Classical Pilates, or Pilates taught in the way its founder, Joseph Pilates, taught it, is pretty regimented — there are certain moves to do in every class, and a specific order in which to do them. But in recent years, instructors have taken a bit of a rebellious approach, mixing Pilates with barre, yoga moves, cardio, and strength-training moves to create a fresher workout. There are even different takes on the reformer itself — the machine used in all reformer Pilates classes. While the traditional one is made up of a carriage, springs that add resistance, a foot bar, and several straps that are used for arm, leg, and core workouts, modern twists include added boards, bars, and bungee straps.
Want to focus on alignment and lengthening? Stick with classical. Won’t consider it a workout unless you’re dripping in sweat? Try SLT. Want a mix of both? Go for Wundabar. Just like the many forms of yoga, there are different ways to do Pilates. Consider trying out a few classes to find the one that works best for you — or mix them up so you don’t get bored.
Both Gold and Freeman suggest wearing clothes that show your figure (think leggings and a tank top) so that instructors can see how your body moves and be able to offer corrections. Sweatpants and other comfy gym gear are fine if that’s your thing, but watch out for clothes that are too loose-fitting. “You don’t want anything to be too drapey, because you don’t want it to catch on the springs [on the reformer],” Jordan cautions.
It’s also worth investing in a pair of socks with grippy pads at the bottom, often sold in the studio. “We do a lot of standing on the machine, so having a good grip is important,” Freeman says. “And you can also sweat a lot in an SLT class, and that can make you even more slippery. And then for sanitary reasons as well. We wipe down the machines between every class, but I wouldn’t walk barefoot in an airport — why would you go barefoot in a studio?”
Yes, a private session with an instructor is pricey, but it’ll help you get more bang for your buck in future group classes. “What I always say to clients is, if private training didn’t cost anything, I would make every single new client do at least two privates,” Gold says. “But because it is more expensive, we’d never prevent anyone from coming in and enjoying Pilates as their budget permits.”
Either way, know that everyone learns at his or her own pace. “For some clients, it takes a month to get the hang of Pilates, and for some of them it takes years because they should have been doing private,” Gold says. “All of them get to the point of moving like dancers — it’s just how long it’s going to take. After the first 30 privates or so, you’re where you’d be after three years of class.” Still, if you’re not in a place to take private classes (I’m not either!), don’t sweat it. Because while everyone would benefit from one-on-one instruction, Gold says, there’s still a chance you’ll pick it up quickly.

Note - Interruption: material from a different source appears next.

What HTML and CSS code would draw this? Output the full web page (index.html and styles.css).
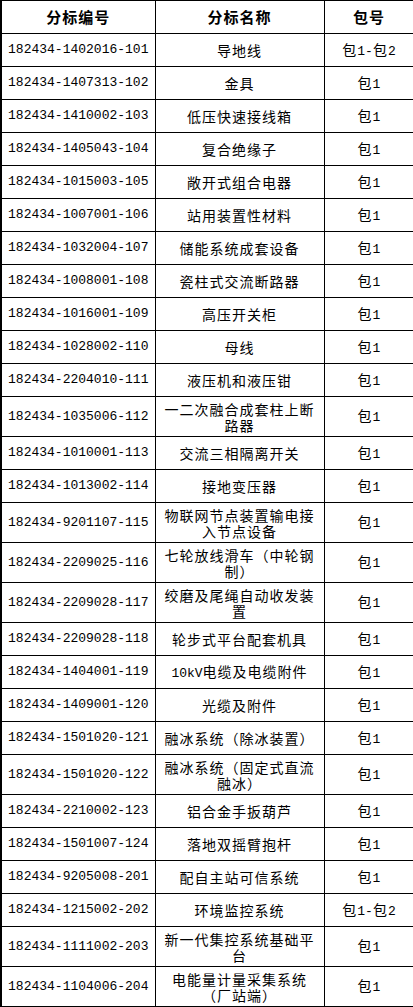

There are three things to look for in a teacher, Gold explains. First is that you should be able to understand what the instructor is saying to you — by using anatomy terms and explaining how exercises work in your body but in a way that’s easily digestible. If you feel like the teacher is speaking another language entirely — and isn’t open to translating — look elsewhere.
Your instructor should also encourage you to make modifications or variations to protect your joints and lower back. “Whether you’re 18 or 70,” Gold says, “there are so many people who have joint problems. It’s from using a computer, or doing certain workout classes — these really, really fit women who have the backs of people much older than them. You want to go to a class with an instructor who really encourages people to adjust.”
Lastly, you should get a great workout. If you leave feeling like you didn’t do anything, look for an instructor who gives better cues — and corrects your form to activate the right muscles.
A good teacher, Gold says, will teach the class in “layers,” offering the basic move, and then modifications that make the move harder or easier, for students at different levels. If your teacher doesn’t give an alternative for a move you find difficult, ask for one — it’s better to do an easier move that works than a harder move that can hurt you.
If you have a question about an instruction or move, Jordan says, “raise your hand and flag us over. I view it as an opportunity to share that question with the whole class — I think it only helps everyone’s experience. If you have a question, I’m sure more people have it as well.” This goes for one-on-one time, too. “If you’re supposed to feel it in your inner thighs and something else is burning, let us know! Don’t hesitate to ask for support,” Jordan pleads.
And if you don’t know what a word means, or what to do with your machine, be sure to ask in the moment. “Don’t get distracted by the new language we’re speaking,” Jordan advises. “Really just get moving the best you can, and we’ll help you get there. It doesn’t take long to make that transition, but the first time it can be like, ay yai yai!” There’s a lot of equipment in a reformer Pilates — springs, straps, balls, bars, and a carriage — and you’ll come to learn all the terms (and love them) in due time. But don’t worry about it before your first class. Instead, think of it as a mental workout to go along with the physical one.
This is where the different types of classes come into play. If you’re doing jumps in a Wundabar class or pikes in SLT, your heart rate will climb and you’ll probably sweat. But in a more traditional class, there are other signs that you’re doing things right. "You’ll feel your muscles engaging,” Gold says. “You’ll want to look for the feeling of gracefulness, of engaging your core muscles, your glutes, but it’s going to feel very relaxing even though you’re engaging your core. You do want to feel really elegant — you don’t have to be jumping up and down.”
“If it’s your first time on a reformer, it can be a little scary,” Freeman cautions. “People joke at SLT, they can be intimidated by the look of the machine — it looks like a torture device.” She suggests arriving 10 to 15 minutes before the start of your class and telling the instructor it’s your first time. Ask the teacher to show you the parts of the machine you’ll need to adjust for your height at the start of class and as you move throughout.
“I would say I touch every single person in the room at least two or three times in a class,” Jordan says. “If you’re new, you’re going to get more than that. You can’t see your own body, even if you’re looking at your profile in a mirror. That’s our job.” If an instructor pushes your shoulders down your back or lifts your hips higher, it doesn’t mean you’ve made a mistake but that you’re getting some valuable one-on-one instruction. Look at it as a freebie.